Record excerpts:
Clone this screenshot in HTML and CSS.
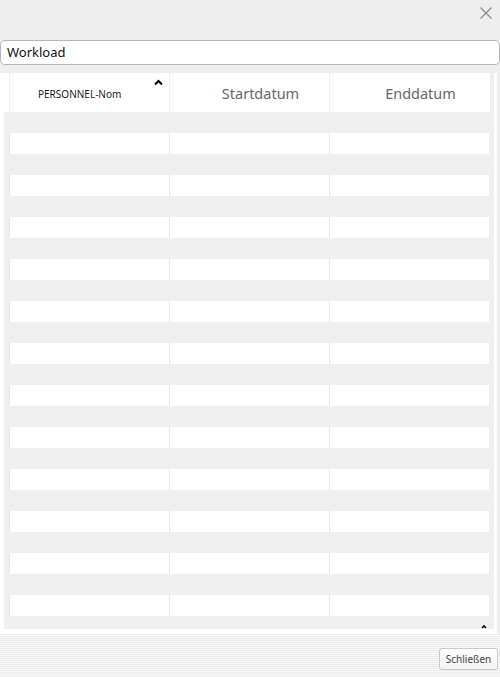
---
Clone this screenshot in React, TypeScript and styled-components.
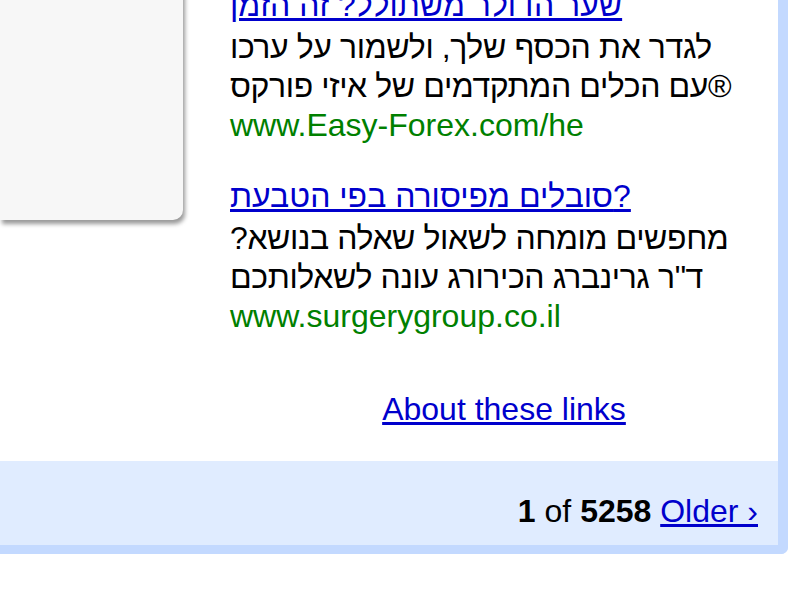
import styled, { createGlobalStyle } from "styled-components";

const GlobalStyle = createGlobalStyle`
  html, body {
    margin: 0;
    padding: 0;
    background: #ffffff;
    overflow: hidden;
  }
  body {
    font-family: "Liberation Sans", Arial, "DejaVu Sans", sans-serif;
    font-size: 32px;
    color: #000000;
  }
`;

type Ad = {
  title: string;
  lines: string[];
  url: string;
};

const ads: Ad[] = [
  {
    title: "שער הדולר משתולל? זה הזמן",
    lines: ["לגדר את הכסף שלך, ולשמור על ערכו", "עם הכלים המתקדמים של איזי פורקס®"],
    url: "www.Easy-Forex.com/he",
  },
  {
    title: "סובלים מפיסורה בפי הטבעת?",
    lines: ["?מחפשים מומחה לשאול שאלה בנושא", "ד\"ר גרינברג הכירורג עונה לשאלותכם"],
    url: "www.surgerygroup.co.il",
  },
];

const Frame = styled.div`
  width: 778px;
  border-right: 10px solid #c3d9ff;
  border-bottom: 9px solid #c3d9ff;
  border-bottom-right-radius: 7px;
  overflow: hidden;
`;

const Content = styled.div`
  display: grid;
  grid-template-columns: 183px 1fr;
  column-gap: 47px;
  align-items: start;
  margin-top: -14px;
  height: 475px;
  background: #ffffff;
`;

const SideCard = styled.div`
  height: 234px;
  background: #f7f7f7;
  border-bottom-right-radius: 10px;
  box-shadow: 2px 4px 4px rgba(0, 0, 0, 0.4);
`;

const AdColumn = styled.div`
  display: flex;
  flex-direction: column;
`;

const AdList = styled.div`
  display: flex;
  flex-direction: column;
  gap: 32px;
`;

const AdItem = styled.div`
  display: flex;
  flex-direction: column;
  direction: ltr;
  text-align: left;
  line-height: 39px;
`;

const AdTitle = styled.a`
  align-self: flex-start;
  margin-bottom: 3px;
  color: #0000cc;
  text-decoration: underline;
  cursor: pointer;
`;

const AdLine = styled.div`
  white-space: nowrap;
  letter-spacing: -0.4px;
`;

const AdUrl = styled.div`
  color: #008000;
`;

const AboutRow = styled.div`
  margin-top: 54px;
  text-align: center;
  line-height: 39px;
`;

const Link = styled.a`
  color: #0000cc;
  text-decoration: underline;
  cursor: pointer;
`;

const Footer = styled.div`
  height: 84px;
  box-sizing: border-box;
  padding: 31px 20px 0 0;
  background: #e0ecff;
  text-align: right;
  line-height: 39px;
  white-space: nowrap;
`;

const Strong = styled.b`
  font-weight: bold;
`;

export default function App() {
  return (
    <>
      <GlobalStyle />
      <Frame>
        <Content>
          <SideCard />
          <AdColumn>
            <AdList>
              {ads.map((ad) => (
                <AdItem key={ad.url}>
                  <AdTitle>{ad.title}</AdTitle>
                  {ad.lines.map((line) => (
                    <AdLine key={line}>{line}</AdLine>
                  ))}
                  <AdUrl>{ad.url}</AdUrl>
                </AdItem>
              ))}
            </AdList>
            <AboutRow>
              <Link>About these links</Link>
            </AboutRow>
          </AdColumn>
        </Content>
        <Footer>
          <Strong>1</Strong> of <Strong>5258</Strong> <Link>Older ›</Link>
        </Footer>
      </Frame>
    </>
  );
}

Exercise directions: Every line in the data that holds "Clone" should be copied out.

Solution:
Clone this screenshot in HTML and CSS.
Clone this screenshot in React, TypeScript and styled-components.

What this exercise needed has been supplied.